Mr. Fausto expects listed banks to end fourth quarter of 2025 on a solid footing supported by healthy loan demand from corporates earmarking for expansion plans and working capital requirements for 2026.
“Consumer lending is also poised to remain strong, driven by increased credit card and personal loan utilization amid holiday-driven spending. Given that most bank stocks have declined year-to-date, current valuations appear more attractive which could potentially prompt investors to reconsider names with still durable growth prospects and support potential share price recovery over the medium term,” said Mr. Fausto.
Mr. Baylon also shared that the banking sector will show improve provisions as higher consumer spending and consumer capacity to pay off their loans which may benefit banking provision.
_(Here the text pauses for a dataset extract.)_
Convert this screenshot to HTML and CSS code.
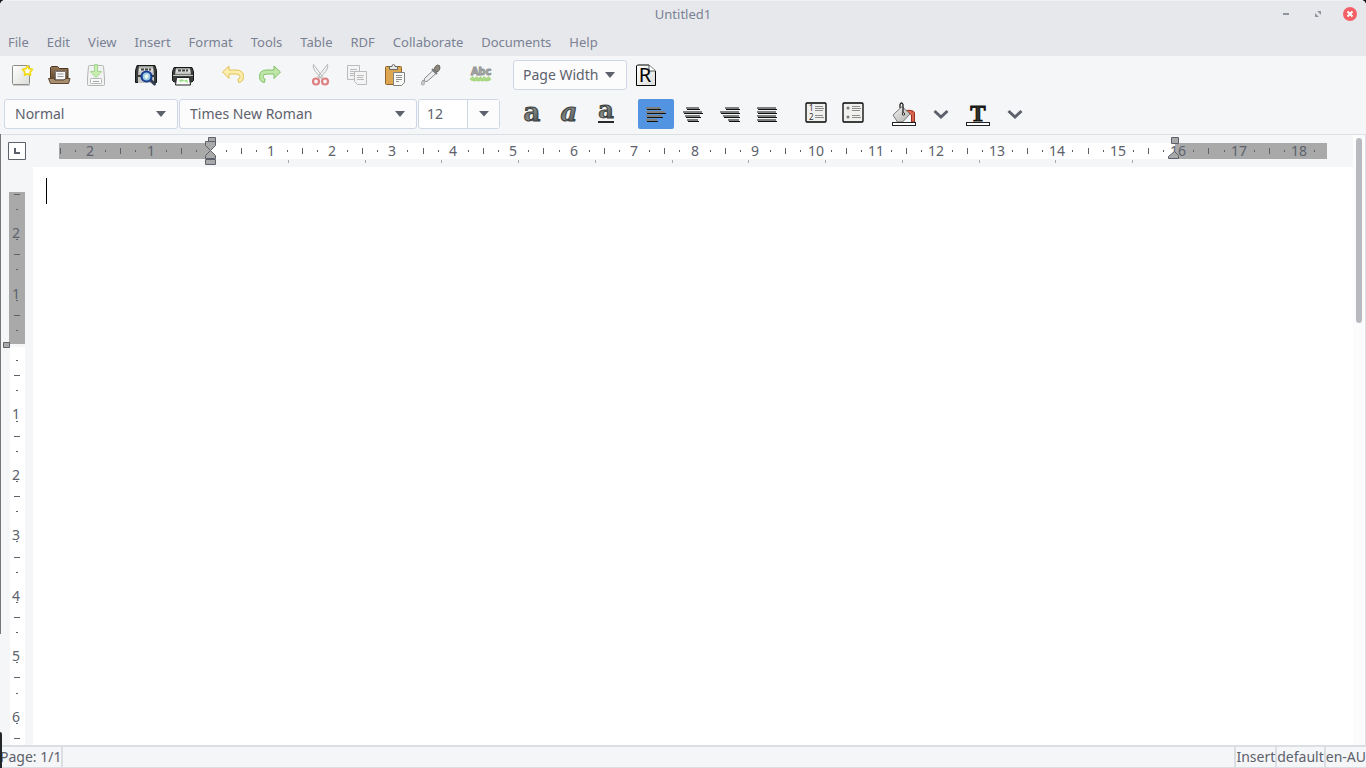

“Moreover, the expectation of lower interest rates for the year end could boost loan demand for both retail and corporate which may offset the declining net interest margin. However, we still consider the revised GDP outlook for the full year 2025 which may bring a more cautious approach on its corporate loans segment,” Mr. Baylon added.
However, Ms. Chiw expects their covered banks of lower earnings growth.
“Overall, we expect our covered banks to deliver slower earnings growth of 5.4%-8.3% for this year from 6%-9.7% previously, on account of preemptive provisioning costs and moderating loan growth trends in recent months, which is reflective also of slackening GDP performance,” said Ms. Chiw.
“However, lower borrowing costs may result to a pickup in lending activity and a reduction of NPL stress, which in turn would allow banks to cut back on provisioning costs that could also lift earnings in the ensuing quarter,” she added.